BCSP CIT Study Tips from Top Performers

1Memorize ADDIE phases in order (Analyze → Design → Develop → Implement → Evaluate) and know what artifact each phase produces
2Master ABCD (Audience, Behavior, Condition, Degree) and SMART objective formats — expect multiple questions on writing measurable objectives
3Know all four Kirkpatrick levels cold: Reaction, Learning, Behavior, Results — and which assessment methods map to each level
4Understand Bloom's three domains (cognitive, affective, psychomotor) and the revised cognitive taxonomy verbs (Remember, Understand, Apply, Analyze, Evaluate, Create)
5Review OSHA training-standard specifics: 1910.147 LOTO, 1910.134 respirator, 1910.146 confined space, 1910.1030 bloodborne, and 1910.1020 records access (30-year retention rule)

Frequently Asked Questions

What is the BCSP CIT certification?

The Certified Instructional Trainer (CIT) is a BCSP credential for safety trainers who design, develop, deliver, and evaluate training in safety, health, and environmental (SH&E) specialties. It validates mastery of instructional design (ADDIE), adult learning theory, Bloom's taxonomy, Kirkpatrick's evaluation model, and OSHA training-standard specifics.

What are the eligibility requirements for the CIT exam?

You need at least 135 hours of teaching, training, or development in any safety, health, and environmental specialty. No degree is required. You must also submit an application with documentation of the hours and disclose any criminal convictions or professional license actions (BCSP character review).

What does the CIT exam cover?

The CIT2 blueprint (V.2024.05.01) covers 7 domains: Communication and Facilitation Skills (18.6%), Needs Assessment (13.8%), Course Design (14.4%), Course Development (15.6%), Course Implementation (15.7%), Trainee Assessment (11.9%), and Course Evaluation (10.0%). Expect heavy coverage of ADDIE, andragogy, SMART/ABCD objectives, Kirkpatrick's 4 levels, and OSHA training standards like 1910.147 LOTO, 1910.134 respirators, and 1910.146 confined space.

How long is the CIT exam and how much does it cost?

The CIT exam runs 2 hours at Pearson VUE test centers. Fees (2026): $140 application + $300 exam = $440 total, or $626 for the App+Exam Bundle Combo (two attempts plus a self-assessment). Renewal fee is $145 every 5 years with an annual fee also assessed.

How is the CIT passing score determined?

BCSP uses a criterion-referenced cut score set by subject-matter experts rather than a fixed percentage. Your score is compared to the minimum competency threshold, not a percentile ranking. BCSP does not publicly disclose the exact cut score or first-time pass rate.

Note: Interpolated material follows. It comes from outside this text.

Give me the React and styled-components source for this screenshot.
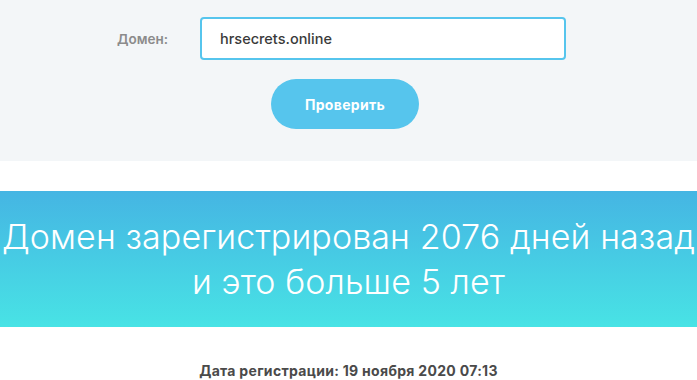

How do I recertify the CIT?

Recertify every 5 years by earning 20 recertification points, with a minimum of 2.8 points in teaching, training, or developing/attending courses on instructional techniques, plus 0.5 points from ethics courses (ethics requirement applies to cycles beginning on or after July 1, 2023). An annual renewal fee is also assessed to credential holders.

How does CIT differ from ASP or CSP?

CIT focuses on training design and delivery — a trainer-specific credential with a 2-hour exam and no degree requirement. ASP and CSP are broader safety professional credentials: ASP (entry-level, 5-hour exam, bachelor's + 1 year of experience) and CSP (advanced, requires ASP + 4 years of experience). Many safety professionals hold CIT alongside ASP or CSP to credential both trainer skills and general safety expertise.

How long should I study for the CIT exam?

Most candidates study 40-80 hours over 6-10 weeks. Focus first on Communication/Facilitation and Course Implementation (the two largest domains at 18.6% and 15.7%), then master ADDIE, Bloom's taxonomy, SMART/ABCD objectives, and the Kirkpatrick model. Complete 100+ practice questions across all 7 domains and review OSHA training-standard specifics (1910.147 LOTO, 1910.134 respirators, 1910.1030 bloodborne, 1910.146 confined space, 1910.1020 recordkeeping).